Ozone pollution is a bigger problem in summer months, while particulate matter—smoke, especially—is troublesome in the fall and winter.

Ozone, or heavy oxygen, is an oxidant that can be harmful to the lungs and cause pain while breathing, but this summer levels in Chico haven’t gotten high enough to warrant warnings, McLaughlin said. For the most part Chico summers have poor ozone levels, but “we’ve been hanging out in the ‘moderate zone’ lately.”

Ozone levels increase due to many factors, including winds that blow up pollution from the San Joaquin Valley and the Sacramento area, but most of the problem is caused by local vehicle use, he said, especially older vehicles with poor emissions control.

“At one point they were estimating 70 percent of the emissions were coming from gross polluting vehicles,” McLaughlin said.

It should be noted that the ALA report is based on limited data. If only one of the county’s several monitors reports high ozone levels, it goes into the record for the entire county. Butte County’s ozone grade was based primarily on readings from the Paradise monitor; the Chico monitor indicated only two days of unhealthful ozone readings in the three-year period.

By the same token, areas like Butte County with only a few days of unhealthful air received the same “F” grades as areas with more than 200 bad days. The BCAQMD recommends that people look at an area’s weighted average rather than the letter grade.

Butte County’s weighted average for ozone is 8.0. In comparison, Sacramento’s is 25.2, Los Angeles’ 85.8 and Riverside’s 93.2.

Particulate matter becomes a problem when fires start raging around September and through the winter months. Butte County’s “D” grade was the result of six days on which PM levels were considered unhealthful for sensitive groups and one day on which they were unhealthful, period. All of the readings were from the Chico air quality monitor.

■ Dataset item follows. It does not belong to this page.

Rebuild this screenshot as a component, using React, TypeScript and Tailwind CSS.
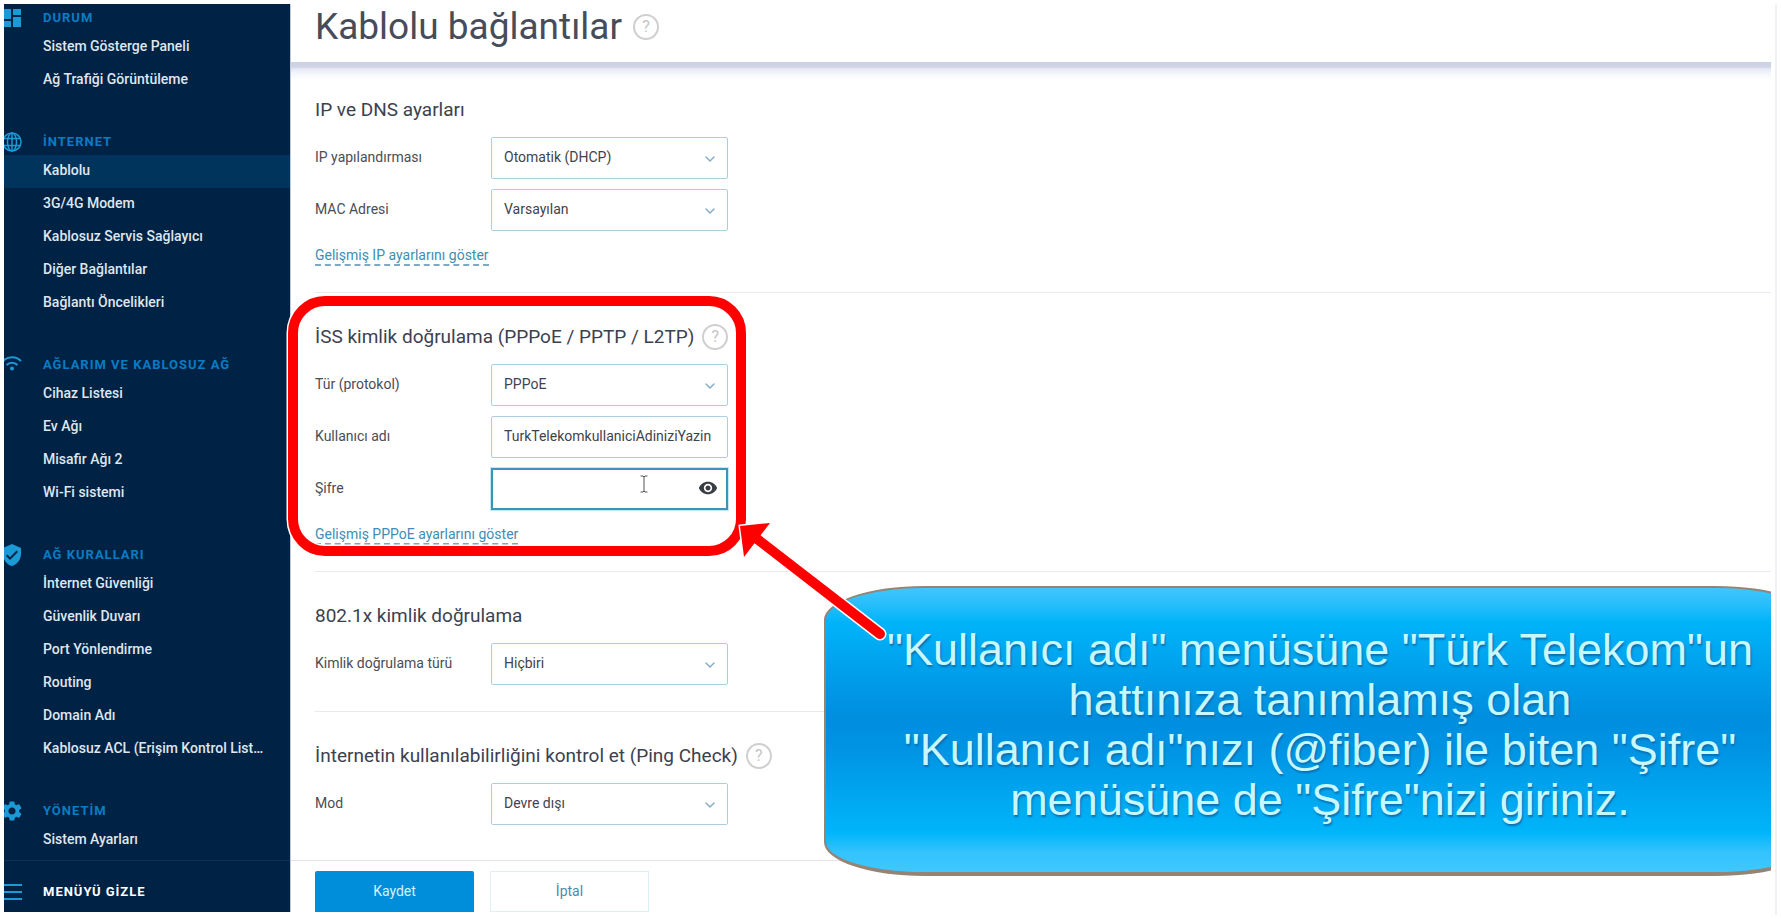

Again, the district urges people to consider the county’s weighted scores: Butte County’s is 2.5, which Sacramento’s is 15.2, L.A.'s 39.7 and Riverside’s 54.8.

“We’re better than most [counties], but we still have work to do,” McLaughlin said. “We need to look at what we can do locally.”

Pollution from vehicle exhausts is regulated by the state, so BCAQMD’s focus is on expanding the use of such alternatives as car-pooling, bicycling and public transportation. Otherwise its focus is on controlling PM pollution. This includes restrictions on residential and agricultural burning, emission controls on boilers and stationary engines, and dust control measures.